◆ **SHORT TASK**
Return the data exactly, with all pictures removed.

◆ **GIVEN INFORMATION**
# # #
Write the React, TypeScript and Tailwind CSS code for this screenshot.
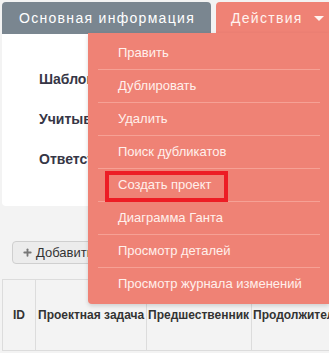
import { Plus } from 'lucide-react';

const MENU_ITEMS = [
  'Править',
  'Дублировать',
  'Удалить',
  'Поиск дубликатов',
  'Создать проект',
  'Диаграмма Ганта',
  'Просмотр деталей',
  'Просмотр журнала изменений',
];

const FIELDS = ['Шаблон проекта', 'Учитывать выходные', 'Ответственный'];

const COLUMNS = ['Проектная задача', 'Предшественник', 'Продолжительность'];

export default function App() {
  return (
    <div
      className="relative w-[329px] h-[353px] overflow-hidden bg-[#f3f3f3]"
      style={{ fontFamily: '"Liberation Sans", Arial, sans-serif' }}
    >
      {/* вкладки */}
      <div className="flex gap-[5px] pt-[2px] pl-[2px] h-[34px]">
        <div className="w-[209px] shrink-0 bg-[#7a8690] rounded-t-[4px] flex items-center pl-[17px] text-[14px] tracking-[1.3px] text-white">
          Основная информация
        </div>
        <div className="flex-1 bg-[#ef8275] rounded-tl-[4px] flex items-center pl-[15px] text-[14px] tracking-[1.3px] text-[#fff3ef] whitespace-nowrap">
          Действия
          <span className="ml-[11px] w-0 h-0 border-l-[5px] border-r-[5px] border-t-[5px] border-l-transparent border-r-transparent border-t-[#fff3ef]" />
        </div>
      </div>

      {/* основная панель */}
      <div className="mx-[2px] h-[172px] bg-white rounded-b-[4px] pl-[37px] pt-[38px] flex flex-col gap-[26px]">
        {FIELDS.map((f) => (
          <div key={f} className="text-[14px] leading-[14px] font-bold text-[#363646] whitespace-nowrap">
            {f}
          </div>
        ))}
      </div>

      <div className="pl-[12px] pt-[35px]">
        <button className="h-[23px] pl-[9px] pr-[10px] flex items-center gap-[3px] bg-[#ececec] border border-[#cfcfcf] rounded-[4px] text-[13px] text-[#333]">
          <Plus className="w-[11px] h-[11px] text-[#777]" strokeWidth={4} />
          Добавить задачу
        </button>
      </div>

      {/* таблица */}
      <div className="mt-[15px] ml-[2px] flex h-[72px] border-t border-b border-l border-[#dcdcdc] text-[12px] font-bold text-[#333]">
        <div className="w-[33px] shrink-0 border-r border-[#dcdcdc] flex items-center justify-center">ID</div>
        <div className="w-[111px] shrink-0 border-r border-[#dcdcdc] flex items-center pl-[2px] whitespace-nowrap">
          {COLUMNS[0]}
        </div>
        <div className="w-[105px] shrink-0 border-r border-[#dcdcdc] flex items-center pl-[1px] whitespace-nowrap">
          {COLUMNS[1]}
        </div>
        <div className="flex-1 flex items-center pl-[1px] whitespace-nowrap overflow-hidden">{COLUMNS[2]}</div>
      </div>

      {/* выпадающее меню */}
      <div className="absolute left-[88px] top-[33px] right-0 bg-[#ef8275] rounded-bl-[4px] pt-[4px] pb-[4px] shadow-[0_2px_4px_rgba(0,0,0,0.15)]">
        {MENU_ITEMS.map((item, i) => (
          <div key={item}>
            {i > 0 && <div className="mx-[10px] mr-[9px] h-px bg-[#f6a195]" />}
            <div className="h-[32px] flex items-center pl-[30px] text-[13px] text-[#fff0ec] whitespace-nowrap">
              {item}
            </div>
          </div>
        ))}
        <div className="absolute left-[17px] top-[138px] w-[123px] h-[31px] border-[4px] border-[#ed1c24]" />
      </div>
    </div>
  );
}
# # #
◆ **CORRECT OUTPUT**
Write the React, TypeScript and Tailwind CSS code for this screenshot.
import { Plus } from 'lucide-react';

const MENU_ITEMS = [
  'Править',
  'Дублировать',
  'Удалить',
  'Поиск дубликатов',
  'Создать проект',
  'Диаграмма Ганта',
  'Просмотр деталей',
  'Просмотр журнала изменений',
];

const FIELDS = ['Шаблон проекта', 'Учитывать выходные', 'Ответственный'];

const COLUMNS = ['Проектная задача', 'Предшественник', 'Продолжительность'];

export default function App() {
  return (
    <div
      className="relative w-[329px] h-[353px] overflow-hidden bg-[#f3f3f3]"
      style={{ fontFamily: '"Liberation Sans", Arial, sans-serif' }}
    >
      {/* вкладки */}
      <div className="flex gap-[5px] pt-[2px] pl-[2px] h-[34px]">
        <div className="w-[209px] shrink-0 bg-[#7a8690] rounded-t-[4px] flex items-center pl-[17px] text-[14px] tracking-[1.3px] text-white">
          Основная информация
        </div>
        <div className="flex-1 bg-[#ef8275] rounded-tl-[4px] flex items-center pl-[15px] text-[14px] tracking-[1.3px] text-[#fff3ef] whitespace-nowrap">
          Действия
          <span className="ml-[11px] w-0 h-0 border-l-[5px] border-r-[5px] border-t-[5px] border-l-transparent border-r-transparent border-t-[#fff3ef]" />
        </div>
      </div>

      {/* основная панель */}
      <div className="mx-[2px] h-[172px] bg-white rounded-b-[4px] pl-[37px] pt-[38px] flex flex-col gap-[26px]">
        {FIELDS.map((f) => (
          <div key={f} className="text-[14px] leading-[14px] font-bold text-[#363646] whitespace-nowrap">
            {f}
          </div>
        ))}
      </div>

      <div className="pl-[12px] pt-[35px]">
        <button className="h-[23px] pl-[9px] pr-[10px] flex items-center gap-[3px] bg-[#ececec] border border-[#cfcfcf] rounded-[4px] text-[13px] text-[#333]">
          <Plus className="w-[11px] h-[11px] text-[#777]" strokeWidth={4} />
          Добавить задачу
        </button>
      </div>

      {/* таблица */}
      <div className="mt-[15px] ml-[2px] flex h-[72px] border-t border-b border-l border-[#dcdcdc] text-[12px] font-bold text-[#333]">
        <div className="w-[33px] shrink-0 border-r border-[#dcdcdc] flex items-center justify-center">ID</div>
        <div className="w-[111px] shrink-0 border-r border-[#dcdcdc] flex items-center pl-[2px] whitespace-nowrap">
          {COLUMNS[0]}
        </div>
        <div className="w-[105px] shrink-0 border-r border-[#dcdcdc] flex items-center pl-[1px] whitespace-nowrap">
          {COLUMNS[1]}
        </div>
        <div className="flex-1 flex items-center pl-[1px] whitespace-nowrap overflow-hidden">{COLUMNS[2]}</div>
      </div>

      {/* выпадающее меню */}
      <div className="absolute left-[88px] top-[33px] right-0 bg-[#ef8275] rounded-bl-[4px] pt-[4px] pb-[4px] shadow-[0_2px_4px_rgba(0,0,0,0.15)]">
        {MENU_ITEMS.map((item, i) => (
          <div key={item}>
            {i > 0 && <div className="mx-[10px] mr-[9px] h-px bg-[#f6a195]" />}
            <div className="h-[32px] flex items-center pl-[30px] text-[13px] text-[#fff0ec] whitespace-nowrap">
              {item}
            </div>
          </div>
        ))}
        <div className="absolute left-[17px] top-[138px] w-[123px] h-[31px] border-[4px] border-[#ed1c24]" />
      </div>
    </div>
  );
}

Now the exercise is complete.